DeRyan, who admits to having a dark sense of humour, made the rescuers laugh when she told them the white search light from the helicopter prompted a song in her head: “Bad boys, bad boys, whatcha gonna do.”

She spent most of the first four hours floating on her back, meditating and doing a breathing exercise to remain buoyant. She said she didn’t feel cold until the last hour in the water.

DeRyan told the rescuers that she felt guilty seeing the level of resources dedicated to finding her.

“I know it inconvenienced and worried a lot of people and that’s not what I wanted,” she said.

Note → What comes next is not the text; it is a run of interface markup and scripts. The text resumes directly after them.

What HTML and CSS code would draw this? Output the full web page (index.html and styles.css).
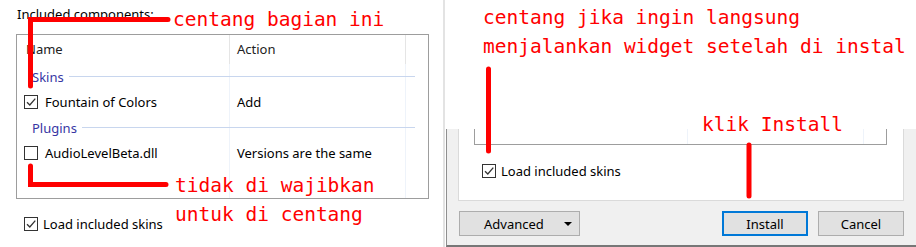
FILE: index.html
```html
<!DOCTYPE html>
<html lang="en">
<head>
    <meta charset="UTF-8">
    <title>Install components</title>
    <link rel="stylesheet" href="styles.css">
</head>
<body>
<div class="page">

    <!-- Left shot: component list -->
    <section class="left">
        <p class="label">Included components:</p>
        <div class="listbox">
            <div class="head">
                <div class="h-name">Name</div>
                <div class="h-act">Action</div>
            </div>
            <div class="group"><span>Skins</span><i></i></div>
            <div class="item">
                <div class="c-name"><span class="check on"><svg viewBox="0 0 12 12"><path d="M2 6.2 L4.8 9 L10.3 2.6"/></svg></span>Fountain of Colors</div>
                <div class="c-act">Add</div>
            </div>
            <div class="group"><span>Plugins</span><i></i></div>
            <div class="item">
                <div class="c-name"><span class="check"></span>AudioLevelBeta.dll</div>
                <div class="c-act">Versions are the same</div>
            </div>
        </div>
        <div class="opt"><span class="check on"><svg viewBox="0 0 12 12"><path d="M2 6.2 L4.8 9 L10.3 2.6"/></svg></span>Load included skins</div>
    </section>

    <div class="divider"></div>

    <!-- Right shot: bottom of the installer dialog -->
    <section class="right">
        <div class="blank"></div>
        <div class="dialog">
            <div class="pane">
                <div class="list-end"></div>
                <div class="opt"><span class="check on"><svg viewBox="0 0 12 12"><path d="M2 6.2 L4.8 9 L10.3 2.6"/></svg></span>Load included skins</div>
            </div>
            <div class="footer">
                <button class="btn adv">Advanced<b class="arrow"></b></button>
                <button class="btn primary">Install</button>
                <button class="btn">Cancel</button>
            </div>
        </div>
    </section>

    <!-- Red annotations -->
    <svg class="marks" width="916" height="247" viewBox="0 0 916 247">
        <path d="M30.5 86 V19.5 H168"/>
        <path d="M30.5 166 V184.5 H166"/>
        <path d="M488.5 69 V151"/>
        <path d="M749 145 V196"/>
    </svg>
    <div class="note n1">centang bagian ini</div>
    <div class="note n2">tidak di wajibkan
untuk di centang</div>
    <div class="note n3">centang jika ingin langsung
menjalankan widget setelah di instal</div>
    <div class="note n4">klik Install</div>
</div>
</body>
</html>
```

FILE: styles.css
```css
* {
    box-sizing: border-box;
}
body {
    margin: 0;
    width: 916px;
    height: 247px;
    overflow: hidden;
    background-color: #fff;
    font-family: "Noto Sans", "Open Sans", sans-serif;
    font-size: 13px;
    color: #000;
}
.page {
    position: relative;
    display: flex;
    height: 247px;
}

/* Left shot */
.left {
    width: 443px;
    padding: 6px 0 0 16px;
}
.label {
    margin: 0 0 0 1px;
    height: 28px;
    line-height: 16px;
}
.listbox {
    width: 413px;
    height: 165px;
    border: 1px solid #9d9d9d;
    background:
        linear-gradient(#eef3fa, #eef3fa) no-repeat 212px 0 / 1px 100%,
        linear-gradient(#eef3fa, #eef3fa) no-repeat 388px 0 / 1px 100%;
}
.head {
    display: flex;
    height: 29px;
    line-height: 29px;
    color: #222;
    background-color: #fff;
}
.h-name {
    width: 213px;
    padding-left: 9px;
    border-right: 1px solid #e5e5e5;
}
.h-act {
    width: 176px;
    padding-left: 7px;
    border-right: 1px solid #e5e5e5;
}
.group {
    display: flex;
    align-items: center;
    height: 25px;
    padding: 0 13px 0 15px;
    color: #3636a3;
}
.group i {
    flex: 1;
    height: 1px;
    margin-left: 5px;
    background-color: #c8d6ee;
}
.item {
    display: flex;
    align-items: center;
    height: 26px;
}
.c-name {
    display: flex;
    align-items: center;
    width: 213px;
    padding-left: 7px;
}
.c-act {
    padding-left: 7px;
}
.check {
    display: inline-flex;
    width: 14px;
    height: 14px;
    margin-right: 7px;
    border: 1px solid #333;
    background-color: #fff;
}
.check svg {
    width: 12px;
    height: 12px;
    fill: none;
    stroke: #333;
    stroke-width: 1.3;
}
.opt {
    display: flex;
    align-items: center;
    height: 16px;
    margin-top: 17px;
    padding-left: 8px;
}
.opt .check {
    margin-right: 5px;
}

.divider {
    width: 2px;
    background-color: #e3e3e3;
}

/* Right shot */
.right {
    width: 471px;
    display: flex;
    flex-direction: column;
}
.blank {
    height: 129px;
}
.dialog {
    height: 118px;
    margin-left: 1px;
    border-left: 1px solid #8f8f8f;
    border-bottom: 2px solid #777;
    background-color: #f0f0f0;
}
.pane {
    height: 72px;
    margin: 0 12px 0 11px;
    border: 1px solid #dadada;
    border-top: none;
    background-color: #fff;
}
.list-end {
    width: 413px;
    height: 16px;
    margin-left: 15px;
    border: 1px solid #9d9d9d;
    border-top: none;
    background:
        linear-gradient(#eef3fa, #eef3fa) no-repeat 212px 0 / 1px 100%,
        linear-gradient(#eef3fa, #eef3fa) no-repeat 388px 0 / 1px 100%;
}
.pane .opt {
    margin-top: 18px;
    padding-left: 23px;
}
.footer {
    display: flex;
    gap: 10px;
    padding: 10px 12px 0 12px;
}
.btn {
    height: 25px;
    width: 86px;
    padding: 0;
    font: inherit;
    color: #000;
    background-color: #e1e1e1;
    border: 1px solid #adadad;
}
.btn.adv {
    width: 121px;
    margin-right: auto;
    display: flex;
    align-items: center;
    justify-content: space-between;
    padding: 0 7px 0 24px;
}
.arrow {
    width: 0;
    height: 0;
    border-left: 4px solid transparent;
    border-right: 4px solid transparent;
    border-top: 4px solid #000;
}
.btn.primary {
    border: 2px solid #0078d7;
}

/* Annotations */
.marks {
    position: absolute;
    left: 0;
    top: 0;
    pointer-events: none;
}
.marks path {
    fill: none;
    stroke: #f00;
    stroke-width: 5;
    stroke-linecap: round;
}
.note {
    position: absolute;
    font-family: "DejaVu Sans Mono", monospace;
    font-size: 19.5px;
    line-height: 29px;
    color: #f00;
    white-space: pre;
}
.n1 {
    left: 173px;
    top: 5px;
}
.n2 {
    left: 175px;
    top: 171px;
}
.n3 {
    left: 483px;
    top: 3px;
}
.n4 {
    left: 702px;
    top: 110px;
}
```
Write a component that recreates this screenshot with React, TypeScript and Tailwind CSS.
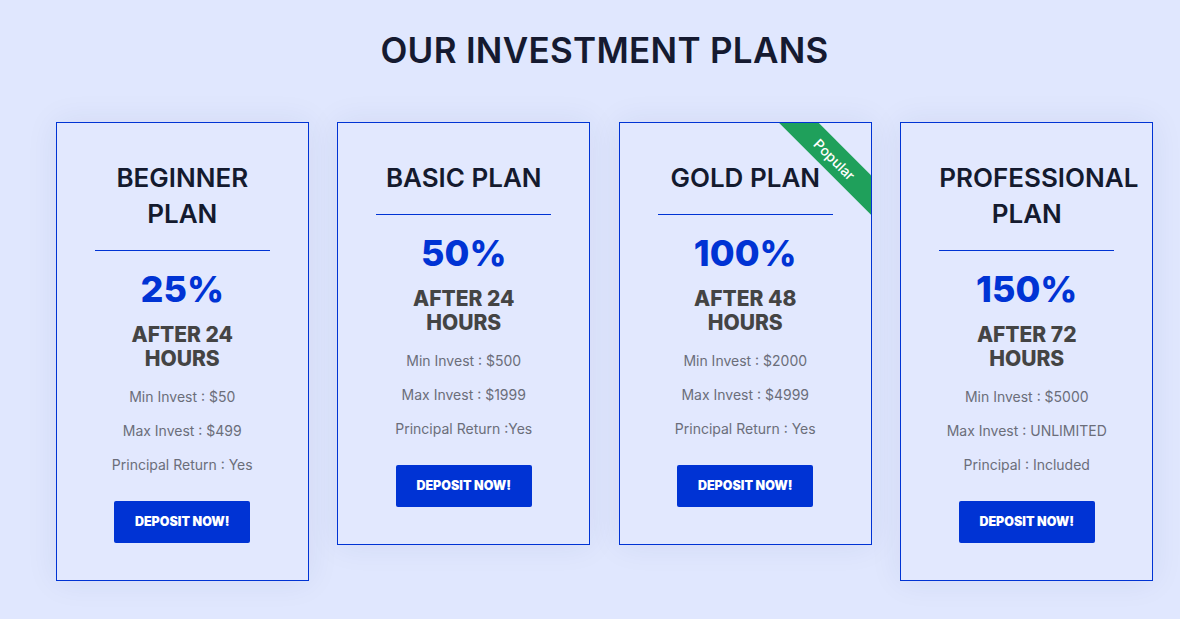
import React from 'react';

interface Plan {
  name: string;
  rate: string;
  after: string;
  lines: string[];
  popular?: boolean;
  twoLine?: boolean;
}

const plans: Plan[] = [
  { name: 'BEGINNER PLAN', rate: '25%', after: 'AFTER 24 HOURS', lines: ['Min Invest : $50', 'Max Invest : $499', 'Principal Return : Yes'], twoLine: true },
  { name: 'BASIC PLAN', rate: '50%', after: 'AFTER 24 HOURS', lines: ['Min Invest : $500', 'Max Invest : $1999', 'Principal Return :Yes'] },
  { name: 'GOLD PLAN', rate: '100%', after: 'AFTER 48 HOURS', lines: ['Min Invest : $2000', 'Max Invest : $4999', 'Principal Return : Yes'], popular: true },
  { name: 'PROFESSIONAL PLAN', rate: '150%', after: 'AFTER 72 HOURS', lines: ['Min Invest : $5000', 'Max Invest : UNLIMITED', 'Principal : Included'], twoLine: true },
];

function PlanCard({ plan }: { plan: Plan }) {
  const [first, second] = plan.name.split(' ');
  return (
    <div className="relative overflow-hidden w-[253px] border border-[#0033d4] bg-[#e2e8fe] px-[38px] pt-[37px] pb-[37px] shadow-[0_0_30px_rgba(40,50,120,0.08)] flex flex-col items-center">
      {plan.popular && (
        <div className="absolute top-[22px] right-[-39px] w-[150px] h-[28px] rotate-45 bg-[#1fa05b] flex items-center justify-center text-white text-[14px] font-medium">
          Popular
        </div>
      )}

      {/* title */}
      <h3 className="w-full text-center text-[26px] leading-[36px] font-semibold text-[#141a2e]">
        {plan.twoLine ? (
          <>
            <span className="whitespace-nowrap">{first}</span>
            <br />
            {second}
          </>
        ) : (
          plan.name
        )}
      </h3>

      <div className="w-full h-px bg-[#0033d4] mt-[18px]" />

      <div className="mt-[18px] text-[36px] leading-[40px] font-extrabold text-[#0033d4]">{plan.rate}</div>

      <div className="mt-[14px] w-[140px] text-center text-[21px] leading-[24px] font-extrabold text-[#444444]">
        {plan.after}
      </div>

      <div className="mt-[16px] flex flex-col items-center text-[14px] leading-[20px] text-[#6b6e7a] gap-[14px]">
        {plan.lines.map((l) => (
          <p key={l}>{l}</p>
        ))}
      </div>

      <button className="mt-[26px] w-[136px] h-[42px] rounded-[2px] bg-[#0033d4] text-white text-[12.5px] font-black">
        DEPOSIT NOW!
      </button>
    </div>
  );
}

export default function App() {
  return (
    <div className="min-h-screen w-full bg-[#e0e7fe] font-['Inter',sans-serif] pt-[28px] pl-[29px]">
      <h2 className="text-center text-[35px] leading-[44px] font-semibold text-[#151a30] tracking-[0.3px]">
        OUR INVESTMENT PLANS
      </h2>
      <div className="mt-[50px] flex items-start justify-center gap-[28.5px]">
        {plans.map((p) => (
          <PlanCard key={p.name} plan={p} />
        ))}
      </div>
    </div>
  );
}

DeRyan said as she was taken to hospital, she felt the pain of hypothermia, which she described as 10 times worse than childbirth. DeRyan was discharged after about a week, and returned to her art gallery in Ladysmith, where she is embracing this second chance at life.

The four volunteers and DeRyan were only in the boat together for about five minutes, but it’s an experience none of them will forget.

“It’s something we’ll reflect on for the rest of our lives,” Alexander said.

Before leaving the art gallery, Grantham showed DeRyan a photo of the orange life ring that guided the volunteers to her.

DeRyan stared at the life ring in disbelief, and then the two took a selfie with the photo of the life ring.

“I can’t even express my gratitude for what you did,” DeRyan told them. “Thank you doesn’t even begin to cover it. I don’t know that there’s words for this, but there’s heart for this.”